Yes. There is no perfect vacuum. At the least there are hydrogen atoms to collide with.
Another semantics pothole is the difference between “use” and “utilize”.
I hear the talking heads for football talk about “utilizing a WR in the passing game”. Uhm, no, that’s how the WR’s are to be used.
The definition in this case for “utilize” is to have a WR doing something that is not expected or normal for their position. Maybe throwing a pass, or blocking a DE = which is not a normal function of the position.
Basically, you “use” a butter knife to spread mayo/butter/mustard, whatever on bread.
But you “utilize” a butter knife to tighten a flat head screw.
You’re still using the butter knife, but not necessarily in the manner it was designed.
Until we invent a warp bubble.
Absurdity...
The same type of moronic intellect that gave us the hockey stick intro to EOD climate panic...
Of course. Government bureaucrats and democrats, especially, can wave their magic pens and create new physics and ignore other physical laws.
Maybe you’re thinking of the piece on Euclid’s ‘fifth’...
What it actually says is that men can be pregnant.
Einstein’s theory of General Relativity modified Newton’s. The orbit of Mercury drifted slightly from Newton’s prediction. For many years astronomers predicted an inner planet , Vulcan , to explain it. Years of fruitless effort were spent trying to find it.
When Einstein did the math using his theory its prediction matched up with the orbit of Mercury as recorded.

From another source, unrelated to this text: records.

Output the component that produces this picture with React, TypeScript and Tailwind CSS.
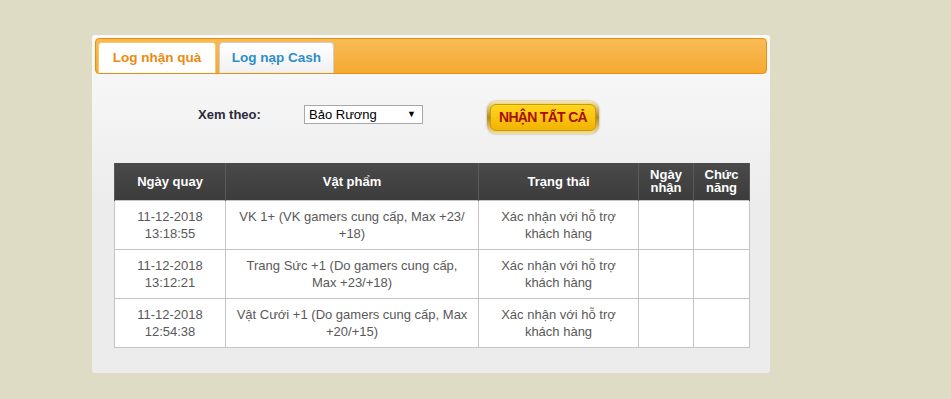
import React from 'react';

interface LogRow {
  date: string;
  time: string;
  item: string;
  status: string;
}

const rows: LogRow[] = [
  {
    date: '11-12-2018',
    time: '13:18:55',
    item: 'VK 1+ (VK gamers cung cấp, Max +23/ +18)',
    status: 'Xác nhận với hỗ trợ khách hàng',
  },
  {
    date: '11-12-2018',
    time: '13:12:21',
    item: 'Trang Sức +1 (Do gamers cung cấp, Max +23/+18)',
    status: 'Xác nhận với hỗ trợ khách hàng',
  },
  {
    date: '11-12-2018',
    time: '12:54:38',
    item: 'Vật Cưới +1 (Do gamers cung cấp, Max +20/+15)',
    status: 'Xác nhận với hỗ trợ khách hàng',
  },
];

const font = { fontFamily: '"Liberation Sans", Arial, sans-serif' };

export default function App() {
  return (
    <div className="min-h-[399px] w-full bg-[#dfdcc5] pt-[35px] pl-[92px]" style={font}>
      <div className="w-[678px] h-[338px] rounded-[3px] bg-gradient-to-b from-[#fafafa] via-[#ececec] to-[#ececec] p-[3px]">
        {/* tab bar */}
        <div className="h-[36px] rounded-[4px] border border-[#e8900c] bg-gradient-to-b from-[#f8bb55] to-[#f5a930] flex items-end pl-[2px] gap-[3px]">
          <div className="w-[118px] h-[31px] rounded-t-[4px] border border-b-0 border-[#fbc872] bg-white flex items-center justify-center text-[13.5px] font-bold text-[#ee8a0e]">
            Log nhận quà
          </div>
          <div className="w-[115px] h-[31px] rounded-t-[4px] border border-b-0 border-[#cfcfcf] bg-gradient-to-b from-white to-[#f0f0f0] flex items-center justify-center text-[13.5px] font-bold text-[#2d8ec8]">
            Log nạp Cash
          </div>
        </div>

        {/* filter row */}
        <div className="flex items-start mt-[27px] pl-[103px] h-[33px]">
          <span className="mt-[4px] text-[13px] font-bold text-[#2b2b3a] w-[68px]">Xem theo:</span>
          <div className="mt-[4px] ml-[38px] w-[119px] h-[19px] border border-[#a8a8a8] bg-white flex items-center justify-between pl-[4px] pr-[6px] text-[13px] text-black">
            <span>Bảo Rương</span>
            <span className="text-[9px]">▼</span>
          </div>
          <button className="ml-[64px] w-[112px] h-[33px] rounded-[9px] p-[3px] bg-gradient-to-b from-[#f6e8a8] via-[#b38a18] to-[#f3e09a] shadow-[0_0_2px_rgba(120,90,0,0.6)]">
            <div className="w-full h-full rounded-[6px] border border-[#c89a10] bg-gradient-to-b from-[#ffd61e] to-[#f2b300] flex items-center justify-center text-[14px] font-bold text-[#a80f0a] tracking-[-0.7px]">
              NHẬN TẤT CẢ
            </div>
          </button>
        </div>

        {/* table */}
        <table className="mt-[29px] ml-[19px] w-[635px] border-collapse table-fixed text-[13px]">
          <colgroup>
            <col className="w-[111px]" />
            <col className="w-[253px]" />
            <col className="w-[160px]" />
            <col className="w-[55px]" />
            <col className="w-[56px]" />
          </colgroup>
          <thead>
            <tr className="h-[37px] bg-gradient-to-b from-[#4a4a4a] to-[#3c3c3c] text-white font-bold text-[13px] leading-[13px]">
              <th className="border-x border-[#5a5a5a] px-1">Ngày quay</th>
              <th className="border-x border-[#5a5a5a] px-1">Vật phẩm</th>
              <th className="border-x border-[#5a5a5a] px-1">Trạng thái</th>
              <th className="border-x border-[#5a5a5a] px-1">Ngày nhận</th>
              <th className="border-x border-[#5a5a5a] px-1">Chức năng</th>
            </tr>
          </thead>
          <tbody className="bg-white text-[#595959] leading-[17px] text-center">
            {rows.map((row, i) => (
              <tr key={i} className="h-[49px]">
                <td className="border border-[#c4c4c4] px-1">
                  {row.date}
                  <br />
                  {row.time}
                </td>
                <td className="border border-[#c4c4c4] px-2">{row.item}</td>
                <td className="border border-[#c4c4c4] px-4">{row.status}</td>
                <td className="border border-[#c4c4c4]"></td>
                <td className="border border-[#c4c4c4]"></td>
              </tr>
            ))}
          </tbody>
        </table>
      </div>
    </div>
  );
}
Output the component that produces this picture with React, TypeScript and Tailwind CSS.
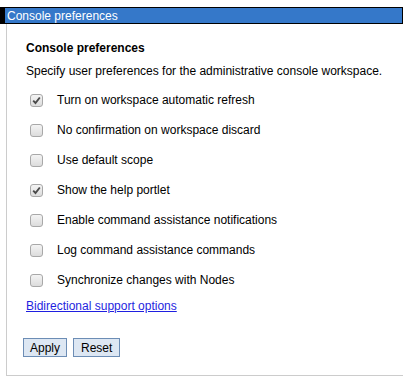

Later on the bending of light by the sun confirmed by an eclipse confirmed Einstein once again.
I thought the fifth was Beethoven’s.
/rimshot
Thanks!
https://freerepublic.com/focus/chat/4206358/posts
I like to ask pro KJV advocates what Bible version did the disciplines use.
I get a lot of evasive answers including them asking me what version I use.
Ha..... that’s where my thoughts went as well.